§ **Challenge**:
Skip the pictures and extract all of the lines exactly as written.

════════════════

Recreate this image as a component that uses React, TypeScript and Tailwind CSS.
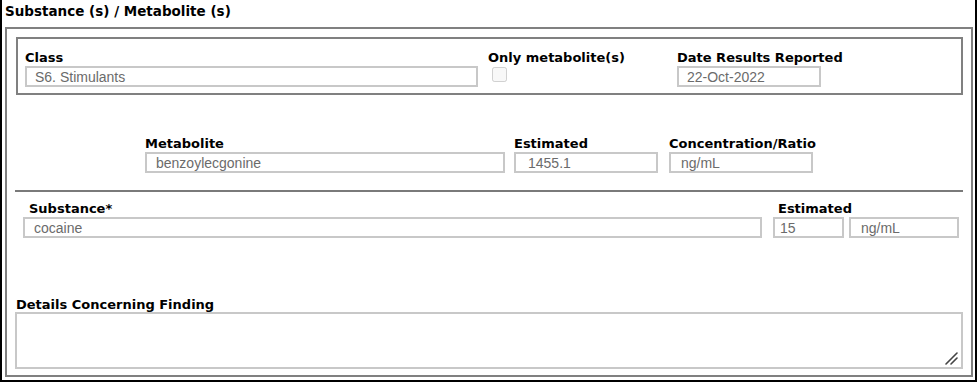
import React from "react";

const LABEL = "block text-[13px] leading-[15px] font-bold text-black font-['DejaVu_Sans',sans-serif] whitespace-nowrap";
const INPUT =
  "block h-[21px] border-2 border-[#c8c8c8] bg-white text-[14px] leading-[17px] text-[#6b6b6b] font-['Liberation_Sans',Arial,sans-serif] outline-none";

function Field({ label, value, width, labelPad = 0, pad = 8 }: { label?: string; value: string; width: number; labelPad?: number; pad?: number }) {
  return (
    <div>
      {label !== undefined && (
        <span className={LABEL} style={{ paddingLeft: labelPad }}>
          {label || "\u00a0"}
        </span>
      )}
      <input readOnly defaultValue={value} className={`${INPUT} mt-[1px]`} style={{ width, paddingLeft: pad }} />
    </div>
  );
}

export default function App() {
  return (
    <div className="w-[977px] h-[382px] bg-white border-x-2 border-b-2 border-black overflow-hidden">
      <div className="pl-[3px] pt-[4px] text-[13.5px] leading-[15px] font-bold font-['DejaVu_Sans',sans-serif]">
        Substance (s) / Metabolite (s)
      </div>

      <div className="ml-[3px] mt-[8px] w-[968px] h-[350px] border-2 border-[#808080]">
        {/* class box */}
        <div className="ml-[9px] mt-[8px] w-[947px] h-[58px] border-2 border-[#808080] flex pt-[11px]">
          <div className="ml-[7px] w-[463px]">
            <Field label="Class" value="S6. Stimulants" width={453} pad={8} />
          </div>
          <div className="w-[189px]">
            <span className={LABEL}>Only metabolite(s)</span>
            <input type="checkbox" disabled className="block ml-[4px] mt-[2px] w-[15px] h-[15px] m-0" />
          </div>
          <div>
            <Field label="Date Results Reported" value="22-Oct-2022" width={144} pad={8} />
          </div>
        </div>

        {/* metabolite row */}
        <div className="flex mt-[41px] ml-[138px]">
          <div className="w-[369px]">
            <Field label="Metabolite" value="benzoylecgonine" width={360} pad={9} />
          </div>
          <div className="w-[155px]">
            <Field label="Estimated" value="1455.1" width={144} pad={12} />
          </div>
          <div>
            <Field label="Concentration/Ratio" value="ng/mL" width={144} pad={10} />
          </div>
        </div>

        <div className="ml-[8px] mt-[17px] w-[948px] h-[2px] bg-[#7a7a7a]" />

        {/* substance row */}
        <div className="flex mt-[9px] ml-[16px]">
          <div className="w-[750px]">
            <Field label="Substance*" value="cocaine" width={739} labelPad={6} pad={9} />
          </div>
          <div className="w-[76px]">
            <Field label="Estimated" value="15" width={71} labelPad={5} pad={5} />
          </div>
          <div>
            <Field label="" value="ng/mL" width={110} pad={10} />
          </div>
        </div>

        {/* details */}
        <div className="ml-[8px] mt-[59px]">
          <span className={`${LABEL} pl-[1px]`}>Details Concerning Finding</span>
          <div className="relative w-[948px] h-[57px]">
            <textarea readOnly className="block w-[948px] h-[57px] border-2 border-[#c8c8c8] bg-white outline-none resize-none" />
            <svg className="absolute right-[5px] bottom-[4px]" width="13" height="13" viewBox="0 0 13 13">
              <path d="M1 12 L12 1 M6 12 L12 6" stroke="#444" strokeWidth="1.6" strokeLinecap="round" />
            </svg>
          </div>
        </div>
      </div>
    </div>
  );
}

════════════════

§ **Result**:
Recreate this image as a component that uses React, TypeScript and Tailwind CSS.
import React from "react";

const LABEL = "block text-[13px] leading-[15px] font-bold text-black font-['DejaVu_Sans',sans-serif] whitespace-nowrap";
const INPUT =
  "block h-[21px] border-2 border-[#c8c8c8] bg-white text-[14px] leading-[17px] text-[#6b6b6b] font-['Liberation_Sans',Arial,sans-serif] outline-none";

function Field({ label, value, width, labelPad = 0, pad = 8 }: { label?: string; value: string; width: number; labelPad?: number; pad?: number }) {
  return (
    <div>
      {label !== undefined && (
        <span className={LABEL} style={{ paddingLeft: labelPad }}>
          {label || "\u00a0"}
        </span>
      )}
      <input readOnly defaultValue={value} className={`${INPUT} mt-[1px]`} style={{ width, paddingLeft: pad }} />
    </div>
  );
}

export default function App() {
  return (
    <div className="w-[977px] h-[382px] bg-white border-x-2 border-b-2 border-black overflow-hidden">
      <div className="pl-[3px] pt-[4px] text-[13.5px] leading-[15px] font-bold font-['DejaVu_Sans',sans-serif]">
        Substance (s) / Metabolite (s)
      </div>

      <div className="ml-[3px] mt-[8px] w-[968px] h-[350px] border-2 border-[#808080]">
        {/* class box */}
        <div className="ml-[9px] mt-[8px] w-[947px] h-[58px] border-2 border-[#808080] flex pt-[11px]">
          <div className="ml-[7px] w-[463px]">
            <Field label="Class" value="S6. Stimulants" width={453} pad={8} />
          </div>
          <div className="w-[189px]">
            <span className={LABEL}>Only metabolite(s)</span>
            <input type="checkbox" disabled className="block ml-[4px] mt-[2px] w-[15px] h-[15px] m-0" />
          </div>
          <div>
            <Field label="Date Results Reported" value="22-Oct-2022" width={144} pad={8} />
          </div>
        </div>

        {/* metabolite row */}
        <div className="flex mt-[41px] ml-[138px]">
          <div className="w-[369px]">
            <Field label="Metabolite" value="benzoylecgonine" width={360} pad={9} />
          </div>
          <div className="w-[155px]">
            <Field label="Estimated" value="1455.1" width={144} pad={12} />
          </div>
          <div>
            <Field label="Concentration/Ratio" value="ng/mL" width={144} pad={10} />
          </div>
        </div>

        <div className="ml-[8px] mt-[17px] w-[948px] h-[2px] bg-[#7a7a7a]" />

        {/* substance row */}
        <div className="flex mt-[9px] ml-[16px]">
          <div className="w-[750px]">
            <Field label="Substance*" value="cocaine" width={739} labelPad={6} pad={9} />
          </div>
          <div className="w-[76px]">
            <Field label="Estimated" value="15" width={71} labelPad={5} pad={5} />
          </div>
          <div>
            <Field label="" value="ng/mL" width={110} pad={10} />
          </div>
        </div>

        {/* details */}
        <div className="ml-[8px] mt-[59px]">
          <span className={`${LABEL} pl-[1px]`}>Details Concerning Finding</span>
          <div className="relative w-[948px] h-[57px]">
            <textarea readOnly className="block w-[948px] h-[57px] border-2 border-[#c8c8c8] bg-white outline-none resize-none" />
            <svg className="absolute right-[5px] bottom-[4px]" width="13" height="13" viewBox="0 0 13 13">
              <path d="M1 12 L12 1 M6 12 L12 6" stroke="#444" strokeWidth="1.6" strokeLinecap="round" />
            </svg>
          </div>
        </div>
      </div>
    </div>
  );
}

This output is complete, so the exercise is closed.